# What is expected
Across the data below, how many lines hold "index"? Answer with that number and nothing else.

# Recorded information

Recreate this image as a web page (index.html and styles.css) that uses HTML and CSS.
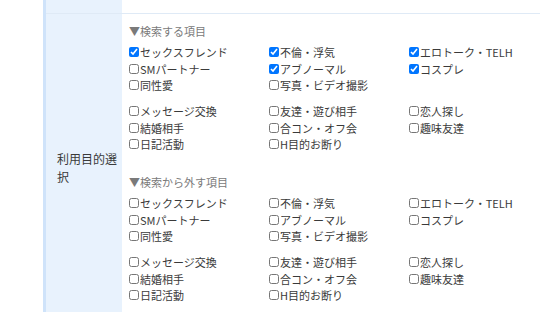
FILE: index.html
```html
<!DOCTYPE html>
<html lang="ja">
<head>
<meta charset="utf-8">
<link rel="stylesheet" href="styles.css">
</head>
<body>
<div class="table">
  <div class="row row-prev">
    <div class="label"></div>
    <div class="content"></div>
  </div>
  <div class="row">
    <div class="label"><span class="label-text">利用目的選択</span></div>
    <div class="content main">
      <div class="section">
        <div class="heading">▼検索する項目</div>
        <div class="group">
          <label class="item"><input type="checkbox" checked>セックスフレンド</label>
          <label class="item"><input type="checkbox" checked>不倫・浮気</label>
          <label class="item"><input type="checkbox" checked>エロトーク・TELH</label>
          <label class="item"><input type="checkbox">SMパートナー</label>
          <label class="item"><input type="checkbox" checked>アブノーマル</label>
          <label class="item"><input type="checkbox" checked>コスプレ</label>
          <label class="item"><input type="checkbox">同性愛</label>
          <label class="item"><input type="checkbox">写真・ビデオ撮影</label>
        </div>
        <div class="group">
          <label class="item"><input type="checkbox">メッセージ交換</label>
          <label class="item"><input type="checkbox">友達・遊び相手</label>
          <label class="item"><input type="checkbox">恋人探し</label>
          <label class="item"><input type="checkbox">結婚相手</label>
          <label class="item"><input type="checkbox">合コン・オフ会</label>
          <label class="item"><input type="checkbox">趣味友達</label>
          <label class="item"><input type="checkbox">日記活動</label>
          <label class="item"><input type="checkbox">H目的お断り</label>
        </div>
      </div>
      <div class="section">
        <div class="heading">▼検索から外す項目</div>
        <div class="group">
          <label class="item"><input type="checkbox">セックスフレンド</label>
          <label class="item"><input type="checkbox">不倫・浮気</label>
          <label class="item"><input type="checkbox">エロトーク・TELH</label>
          <label class="item"><input type="checkbox">SMパートナー</label>
          <label class="item"><input type="checkbox">アブノーマル</label>
          <label class="item"><input type="checkbox">コスプレ</label>
          <label class="item"><input type="checkbox">同性愛</label>
          <label class="item"><input type="checkbox">写真・ビデオ撮影</label>
        </div>
        <div class="group">
          <label class="item"><input type="checkbox">メッセージ交換</label>
          <label class="item"><input type="checkbox">友達・遊び相手</label>
          <label class="item"><input type="checkbox">恋人探し</label>
          <label class="item"><input type="checkbox">結婚相手</label>
          <label class="item"><input type="checkbox">合コン・オフ会</label>
          <label class="item"><input type="checkbox">趣味友達</label>
          <label class="item"><input type="checkbox">日記活動</label>
          <label class="item"><input type="checkbox">H目的お断り</label>
        </div>
      </div>
    </div>
  </div>
</div>
</body>
</html>
```
FILE: styles.css
```css
html, body {
  margin: 0;
  padding: 0;
  background: #ffffff;
  overflow: hidden;
}
body {
  font-family: "Noto Sans CJK JP", "Noto Sans", sans-serif;
  color: #333333;
}
.table {
  margin-left: 43px;
  border-left: 3px solid #cfe3fa;
}
.row {
  display: flex;
  border-bottom: 1px solid #dfeaf6;
}
.row-prev {
  height: 13px;
}
.label {
  width: 76px;
  flex: none;
  background: #e8f2fd;
  box-sizing: border-box;
  padding: 0 4px 0 11px;
  display: flex;
  align-items: center;
}
.label-text {
  font-size: 12px;
  line-height: 18px;
  color: #3a3a3a;
}
.content {
  flex: 1;
  min-width: 0;
  background: #fff;
}
.main {
  padding: 9px 0 18px 7px;
  display: flex;
  flex-direction: column;
  gap: 21.5px;
}
.section {
  display: flex;
  flex-direction: column;
}
.heading {
  font-size: 11px;
  line-height: 16.5px;
  color: #7a7a7a;
  margin-bottom: 4.5px;
}
.group {
  display: grid;
  grid-template-columns: 140px 140px 1fr;
  font-size: 11px;
  line-height: 16.5px;
}
.group + .group {
  margin-top: 9.5px;
}
.item {
  display: flex;
  align-items: center;
  white-space: nowrap;
  color: #3a3a3a;
}
.item input {
  width: 10px;
  height: 10px;
  margin: 0 1px 0 0;
  flex: none;
}
```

# Expected answer
2